Шаров: Да, я думаю, что большую часть прошлого века выстроил именно семнадцатый год и его прямые следствия. Во всяком случае, чем дольше я всем этим занимаюсь, тем больше к этому склоняюсь. ХХ век выше крыши переполнен горем и кровью. Но в ряду других трагедий влияние нашей революции оказалось куда более долгим и тотальным. Оно растянулось практически на целый век и затронуло не только все континенты, но и все сферы жизни: религию, искусство, науку, мораль, этику, быт.
РГ: Не кажется ли вам, что призыв, ставший заглавием книги, утопичен, и быть как дети в наше жесткое, даже жестокое время уже не получится?
Шаров: С детством, как и со всем прочим, после грехопадения дело обстоит непросто. Наверное, сам бы я не отказался прожить жизнь и умереть ребенком. Только в детстве так ярко и свежо видишь мир, что тебе есть что сказать другим. Но попытка отказаться от взрослой изощренной, безумно сложной жизни, а такой попыткой мне и представляется революция семнадцатого года, окончилась одной кровью. Мой роман - о страшном опыте всеобщего всенародного возвращения в детство, в мир однозначный и ясный, где сразу понятно, где добро, а где грех, кто свой, а кто враг, чужой. Это роман о гибельности убеждения, что только так за короткую человеческую жизнь можно, не плутая, выйти на правильную дорогу и спастись. Так что я вовсе не призываю людей дружными рядами повернуть и идти обратно: название романа "Будьте как дети", скорее, основа веры его главных героев.

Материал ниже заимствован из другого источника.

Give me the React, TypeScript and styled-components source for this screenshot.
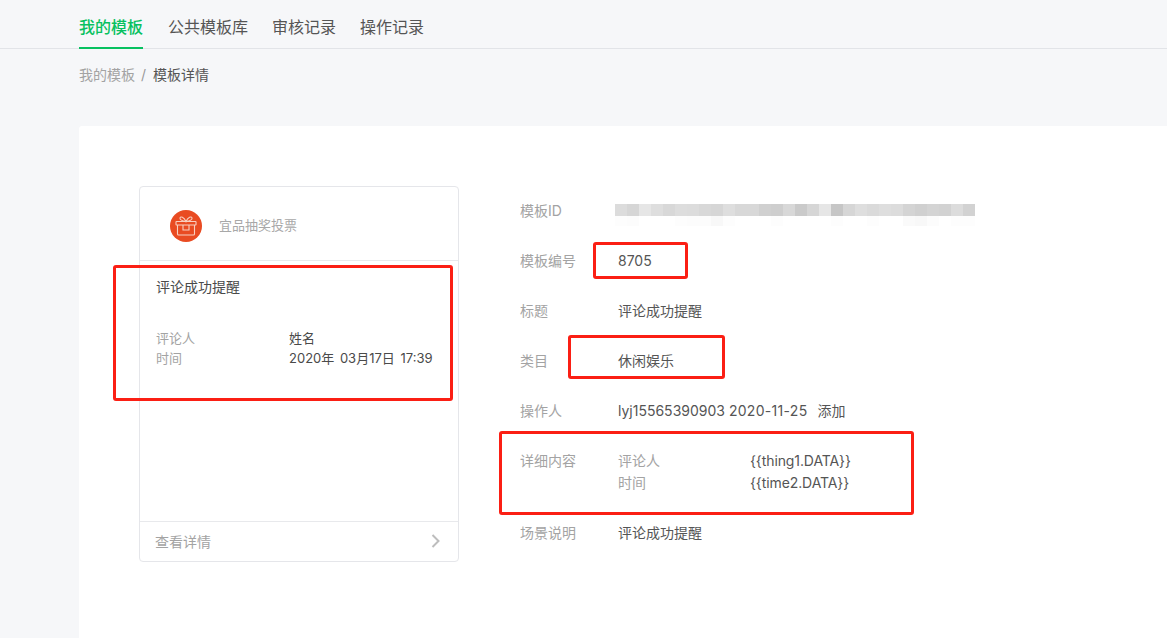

РГ: Вы сталкивались с тем, что вашу прозу называют странной?
Шаров: В школе и в институте, пока мы учились, нас старательно убеждали, что история была такой-то и такой-то. Потом в космосе что-то произошло, и тут же в учебниках одна "правда" истории сменилась на другую. Прежнее добро сделалось злом, и мы чудесным образом вдруг увидели мир не из окопов "красных", а из других - "белых", "зеленых". Истина, которая всегда была большевистской, а до этого недолго кадетской, вновь стала монархической, и теперь мы даже не понимаем, считаем за наваждение то, что однажды забыли веру и пристали к холодному, лишенному надежды и утешения позитивизму. На самом же деле все эти правды существовали и существуют всегда. И даже когда приходят эпохи трагического, кровавого их противостояния, эпохи гражданских войн, народного самоистребления, как бы нам этого ни хотелось, указать точно, кто прав, а кто виноват, - невозможно. Нам никуда не деться от того, что враги здесь никогда не отделены линией фронта, межой; воюя друг с другом не на жизнь, а на смерть, они и тут составляют единое тело, прорастают друг в друга. В этой войне, где никто не знает, где кончаешься ты и начинается твой враг, очень много непривычного, странного, и если моя проза хотя бы отчасти адекватна этой странности, я могу только гордиться результатом.
РГ: Что-то изменилось в вашей жизни после выхода в финал "Большой книги"?
Шаров: Мой роман, как и вещи других вошедших в финал авторов, чаще и в сопровождении более благожелательных эпитетов упоминается в печати, и это, конечно, приятно. Но у любого писателя настроение в общем и целом зависит лишь от работы: идет она или застопорилась. Писание не просто труд - оно основа физиологии, так что остается надеяться на лучшее.